Aim: Go through the records below from the first line and print each one exactly, stopping after the line that contains "const BEIGE = '#d6d2b2';". Do not print pictures or anything past that line.

▼

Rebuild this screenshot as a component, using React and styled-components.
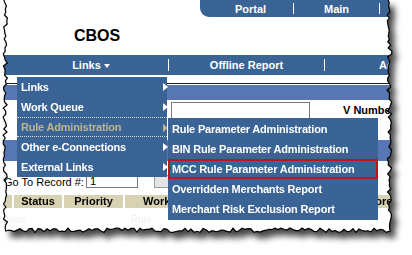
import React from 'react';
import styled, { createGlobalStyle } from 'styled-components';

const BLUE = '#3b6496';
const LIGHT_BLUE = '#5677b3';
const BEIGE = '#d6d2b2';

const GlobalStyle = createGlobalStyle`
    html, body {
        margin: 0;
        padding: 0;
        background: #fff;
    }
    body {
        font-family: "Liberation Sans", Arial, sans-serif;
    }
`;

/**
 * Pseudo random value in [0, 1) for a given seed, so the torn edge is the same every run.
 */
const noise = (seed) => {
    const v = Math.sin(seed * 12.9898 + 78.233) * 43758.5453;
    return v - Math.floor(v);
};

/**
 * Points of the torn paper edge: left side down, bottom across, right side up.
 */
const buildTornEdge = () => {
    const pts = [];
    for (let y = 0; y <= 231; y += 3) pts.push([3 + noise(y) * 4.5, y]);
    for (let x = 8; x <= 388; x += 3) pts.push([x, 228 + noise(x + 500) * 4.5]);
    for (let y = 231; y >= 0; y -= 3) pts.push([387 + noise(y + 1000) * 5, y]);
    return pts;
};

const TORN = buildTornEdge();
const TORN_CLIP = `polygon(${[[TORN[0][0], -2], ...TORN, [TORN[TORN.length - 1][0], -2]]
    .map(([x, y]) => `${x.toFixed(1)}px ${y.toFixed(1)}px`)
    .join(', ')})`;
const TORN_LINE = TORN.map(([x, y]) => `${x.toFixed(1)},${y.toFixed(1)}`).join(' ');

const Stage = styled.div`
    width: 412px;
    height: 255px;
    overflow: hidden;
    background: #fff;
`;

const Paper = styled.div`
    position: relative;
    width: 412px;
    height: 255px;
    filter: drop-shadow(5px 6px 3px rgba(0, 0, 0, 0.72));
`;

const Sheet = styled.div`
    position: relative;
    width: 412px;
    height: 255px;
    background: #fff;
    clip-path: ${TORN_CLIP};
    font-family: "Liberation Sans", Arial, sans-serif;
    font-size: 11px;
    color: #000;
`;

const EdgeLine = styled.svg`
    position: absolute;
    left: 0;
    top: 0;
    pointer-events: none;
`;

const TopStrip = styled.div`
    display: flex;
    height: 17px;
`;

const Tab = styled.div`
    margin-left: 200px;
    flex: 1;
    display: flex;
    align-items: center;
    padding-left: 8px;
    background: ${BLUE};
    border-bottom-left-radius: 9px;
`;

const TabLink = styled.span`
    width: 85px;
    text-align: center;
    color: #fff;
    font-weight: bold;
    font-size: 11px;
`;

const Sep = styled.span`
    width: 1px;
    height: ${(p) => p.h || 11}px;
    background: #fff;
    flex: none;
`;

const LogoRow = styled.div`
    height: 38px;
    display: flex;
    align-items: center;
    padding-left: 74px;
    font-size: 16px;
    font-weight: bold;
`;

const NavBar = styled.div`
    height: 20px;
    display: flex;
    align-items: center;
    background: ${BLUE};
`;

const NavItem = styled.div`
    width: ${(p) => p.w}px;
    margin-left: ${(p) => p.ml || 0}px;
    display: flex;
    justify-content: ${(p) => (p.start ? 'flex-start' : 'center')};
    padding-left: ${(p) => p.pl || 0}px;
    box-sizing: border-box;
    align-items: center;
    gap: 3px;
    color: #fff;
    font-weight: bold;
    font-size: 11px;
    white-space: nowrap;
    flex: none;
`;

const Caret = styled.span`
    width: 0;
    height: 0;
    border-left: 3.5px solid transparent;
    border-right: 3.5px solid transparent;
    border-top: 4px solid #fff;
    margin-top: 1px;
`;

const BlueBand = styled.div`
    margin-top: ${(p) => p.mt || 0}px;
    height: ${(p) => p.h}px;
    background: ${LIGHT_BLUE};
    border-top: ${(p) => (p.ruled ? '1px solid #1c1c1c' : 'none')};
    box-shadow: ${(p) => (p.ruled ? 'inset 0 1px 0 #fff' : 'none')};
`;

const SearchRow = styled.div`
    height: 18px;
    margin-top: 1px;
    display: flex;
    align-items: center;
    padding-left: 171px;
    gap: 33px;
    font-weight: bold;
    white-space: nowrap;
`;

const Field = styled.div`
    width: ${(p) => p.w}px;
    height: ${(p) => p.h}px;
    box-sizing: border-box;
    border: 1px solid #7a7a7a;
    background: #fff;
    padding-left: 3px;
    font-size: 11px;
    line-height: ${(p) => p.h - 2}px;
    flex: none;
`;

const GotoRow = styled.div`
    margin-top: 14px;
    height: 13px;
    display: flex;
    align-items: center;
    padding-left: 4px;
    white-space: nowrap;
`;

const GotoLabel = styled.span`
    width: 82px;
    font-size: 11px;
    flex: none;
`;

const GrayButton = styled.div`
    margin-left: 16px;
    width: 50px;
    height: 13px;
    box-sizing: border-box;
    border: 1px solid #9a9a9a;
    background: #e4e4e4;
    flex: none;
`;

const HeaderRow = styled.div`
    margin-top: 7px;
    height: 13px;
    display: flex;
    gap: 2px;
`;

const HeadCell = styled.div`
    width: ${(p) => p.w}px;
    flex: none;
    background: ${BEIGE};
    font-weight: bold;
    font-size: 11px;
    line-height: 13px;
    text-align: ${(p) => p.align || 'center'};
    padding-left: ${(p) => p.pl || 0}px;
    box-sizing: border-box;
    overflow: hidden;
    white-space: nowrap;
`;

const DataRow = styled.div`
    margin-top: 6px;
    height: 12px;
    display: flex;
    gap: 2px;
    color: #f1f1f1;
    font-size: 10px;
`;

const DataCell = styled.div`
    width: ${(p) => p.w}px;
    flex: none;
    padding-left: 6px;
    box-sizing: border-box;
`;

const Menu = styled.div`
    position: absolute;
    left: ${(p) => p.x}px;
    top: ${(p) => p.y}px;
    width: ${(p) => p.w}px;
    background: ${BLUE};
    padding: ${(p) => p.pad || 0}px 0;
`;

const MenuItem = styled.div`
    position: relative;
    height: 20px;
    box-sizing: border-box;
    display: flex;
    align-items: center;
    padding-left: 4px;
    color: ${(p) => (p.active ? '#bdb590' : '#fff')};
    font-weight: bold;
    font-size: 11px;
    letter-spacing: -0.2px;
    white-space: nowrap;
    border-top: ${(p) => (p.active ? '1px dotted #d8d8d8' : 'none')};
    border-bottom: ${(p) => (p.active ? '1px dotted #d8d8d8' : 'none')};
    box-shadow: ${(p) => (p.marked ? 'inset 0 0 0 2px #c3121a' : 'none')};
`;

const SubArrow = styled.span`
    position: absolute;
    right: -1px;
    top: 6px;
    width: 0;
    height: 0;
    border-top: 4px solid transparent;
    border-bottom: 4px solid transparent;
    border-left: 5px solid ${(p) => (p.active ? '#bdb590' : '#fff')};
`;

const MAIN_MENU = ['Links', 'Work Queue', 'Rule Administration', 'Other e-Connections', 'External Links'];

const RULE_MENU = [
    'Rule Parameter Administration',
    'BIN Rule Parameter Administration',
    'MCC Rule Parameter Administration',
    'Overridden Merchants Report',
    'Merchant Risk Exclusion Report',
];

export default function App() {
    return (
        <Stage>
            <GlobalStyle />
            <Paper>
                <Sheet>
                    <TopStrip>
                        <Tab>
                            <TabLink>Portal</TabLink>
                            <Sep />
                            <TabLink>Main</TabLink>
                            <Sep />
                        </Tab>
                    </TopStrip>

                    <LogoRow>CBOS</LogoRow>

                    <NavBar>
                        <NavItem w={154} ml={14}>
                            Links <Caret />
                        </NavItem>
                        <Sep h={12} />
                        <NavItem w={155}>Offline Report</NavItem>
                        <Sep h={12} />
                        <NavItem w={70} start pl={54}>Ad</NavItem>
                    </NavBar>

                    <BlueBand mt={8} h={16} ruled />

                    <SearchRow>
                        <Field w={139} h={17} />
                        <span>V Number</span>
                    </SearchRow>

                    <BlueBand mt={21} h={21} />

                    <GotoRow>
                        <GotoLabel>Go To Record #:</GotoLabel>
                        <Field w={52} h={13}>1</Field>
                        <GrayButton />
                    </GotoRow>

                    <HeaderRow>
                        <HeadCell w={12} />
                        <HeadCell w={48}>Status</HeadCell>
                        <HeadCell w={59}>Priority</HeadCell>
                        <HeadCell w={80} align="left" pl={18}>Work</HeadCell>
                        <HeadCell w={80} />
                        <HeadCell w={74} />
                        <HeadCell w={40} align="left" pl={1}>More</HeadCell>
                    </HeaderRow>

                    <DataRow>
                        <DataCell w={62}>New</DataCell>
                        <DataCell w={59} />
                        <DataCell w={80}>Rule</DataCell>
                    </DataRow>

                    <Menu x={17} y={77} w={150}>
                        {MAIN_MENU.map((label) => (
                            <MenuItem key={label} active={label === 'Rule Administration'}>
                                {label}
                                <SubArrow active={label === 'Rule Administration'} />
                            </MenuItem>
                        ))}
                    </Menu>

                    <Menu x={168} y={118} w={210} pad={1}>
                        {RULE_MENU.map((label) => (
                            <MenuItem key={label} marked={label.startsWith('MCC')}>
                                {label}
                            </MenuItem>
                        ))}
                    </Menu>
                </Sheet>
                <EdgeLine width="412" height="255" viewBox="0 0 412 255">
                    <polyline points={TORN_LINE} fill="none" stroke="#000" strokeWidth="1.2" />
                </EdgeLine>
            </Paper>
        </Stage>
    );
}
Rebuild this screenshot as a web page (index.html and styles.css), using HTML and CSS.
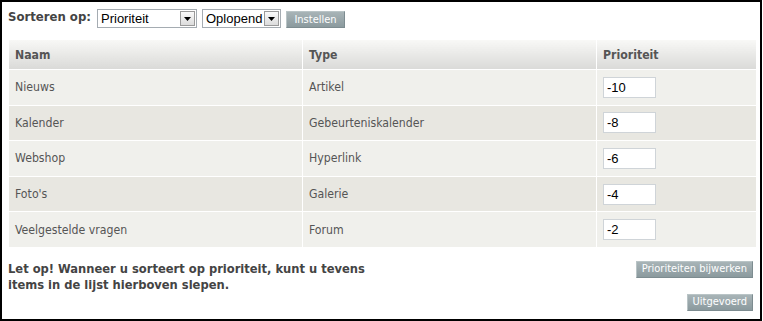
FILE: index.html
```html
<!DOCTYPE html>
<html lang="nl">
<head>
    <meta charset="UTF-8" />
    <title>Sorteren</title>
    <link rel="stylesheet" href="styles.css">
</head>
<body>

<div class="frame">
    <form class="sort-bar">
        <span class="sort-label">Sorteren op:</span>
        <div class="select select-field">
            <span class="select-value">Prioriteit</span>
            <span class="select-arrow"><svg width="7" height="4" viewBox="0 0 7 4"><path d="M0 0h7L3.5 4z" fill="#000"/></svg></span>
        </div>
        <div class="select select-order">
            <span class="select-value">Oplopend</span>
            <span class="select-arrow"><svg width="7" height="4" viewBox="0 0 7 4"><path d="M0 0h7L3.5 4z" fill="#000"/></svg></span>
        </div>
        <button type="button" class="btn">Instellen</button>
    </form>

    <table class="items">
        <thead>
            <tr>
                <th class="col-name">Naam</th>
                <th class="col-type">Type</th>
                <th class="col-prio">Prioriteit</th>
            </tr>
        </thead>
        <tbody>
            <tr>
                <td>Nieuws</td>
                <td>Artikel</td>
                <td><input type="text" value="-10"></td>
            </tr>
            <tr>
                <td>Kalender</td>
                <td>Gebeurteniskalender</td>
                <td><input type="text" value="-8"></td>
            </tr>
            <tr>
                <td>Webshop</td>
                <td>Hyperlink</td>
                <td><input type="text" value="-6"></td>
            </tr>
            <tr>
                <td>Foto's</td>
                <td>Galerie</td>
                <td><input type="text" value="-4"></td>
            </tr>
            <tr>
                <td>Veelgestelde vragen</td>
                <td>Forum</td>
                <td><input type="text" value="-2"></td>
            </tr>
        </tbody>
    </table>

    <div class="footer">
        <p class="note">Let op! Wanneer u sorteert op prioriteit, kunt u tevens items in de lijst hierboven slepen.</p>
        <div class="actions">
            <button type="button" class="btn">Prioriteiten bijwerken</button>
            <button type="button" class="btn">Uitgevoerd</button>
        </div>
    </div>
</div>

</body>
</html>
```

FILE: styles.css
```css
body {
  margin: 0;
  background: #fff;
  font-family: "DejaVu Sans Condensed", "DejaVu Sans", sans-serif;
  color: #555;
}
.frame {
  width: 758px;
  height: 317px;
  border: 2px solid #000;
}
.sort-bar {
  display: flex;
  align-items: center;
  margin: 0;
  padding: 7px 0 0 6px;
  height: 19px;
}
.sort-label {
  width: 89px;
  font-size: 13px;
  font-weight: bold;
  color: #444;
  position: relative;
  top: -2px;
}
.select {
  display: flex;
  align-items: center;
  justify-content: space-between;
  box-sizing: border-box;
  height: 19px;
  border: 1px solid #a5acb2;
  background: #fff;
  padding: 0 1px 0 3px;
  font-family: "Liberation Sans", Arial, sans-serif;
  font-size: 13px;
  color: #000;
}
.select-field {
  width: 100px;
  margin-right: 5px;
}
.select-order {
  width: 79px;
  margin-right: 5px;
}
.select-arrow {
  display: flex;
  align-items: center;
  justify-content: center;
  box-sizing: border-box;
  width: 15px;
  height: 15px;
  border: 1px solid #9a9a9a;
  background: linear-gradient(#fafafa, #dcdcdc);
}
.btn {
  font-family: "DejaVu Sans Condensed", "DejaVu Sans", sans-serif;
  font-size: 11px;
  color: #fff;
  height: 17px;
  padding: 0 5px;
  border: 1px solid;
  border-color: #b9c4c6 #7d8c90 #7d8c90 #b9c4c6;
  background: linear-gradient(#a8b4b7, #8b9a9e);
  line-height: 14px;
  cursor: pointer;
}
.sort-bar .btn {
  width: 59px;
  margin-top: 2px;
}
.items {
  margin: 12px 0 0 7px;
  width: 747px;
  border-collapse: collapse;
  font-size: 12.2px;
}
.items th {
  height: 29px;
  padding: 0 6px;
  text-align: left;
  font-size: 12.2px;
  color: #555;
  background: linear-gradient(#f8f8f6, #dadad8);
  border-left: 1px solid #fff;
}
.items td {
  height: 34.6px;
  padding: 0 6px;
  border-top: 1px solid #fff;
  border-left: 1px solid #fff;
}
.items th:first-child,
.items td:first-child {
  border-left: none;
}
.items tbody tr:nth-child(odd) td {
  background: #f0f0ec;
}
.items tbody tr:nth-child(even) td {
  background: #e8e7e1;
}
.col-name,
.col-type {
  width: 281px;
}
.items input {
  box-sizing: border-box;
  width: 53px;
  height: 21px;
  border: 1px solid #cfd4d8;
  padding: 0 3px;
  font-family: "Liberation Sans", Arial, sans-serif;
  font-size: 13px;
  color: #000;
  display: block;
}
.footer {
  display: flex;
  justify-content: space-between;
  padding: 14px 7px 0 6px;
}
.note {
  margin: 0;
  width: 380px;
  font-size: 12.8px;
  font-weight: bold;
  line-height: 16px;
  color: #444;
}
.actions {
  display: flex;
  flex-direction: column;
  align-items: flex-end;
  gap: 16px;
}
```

▲

Output of the task:
Rebuild this screenshot as a component, using React and styled-components.
import React from 'react';
import styled, { createGlobalStyle } from 'styled-components';

const BLUE = '#3b6496';
const LIGHT_BLUE = '#5677b3';
const BEIGE = '#d6d2b2';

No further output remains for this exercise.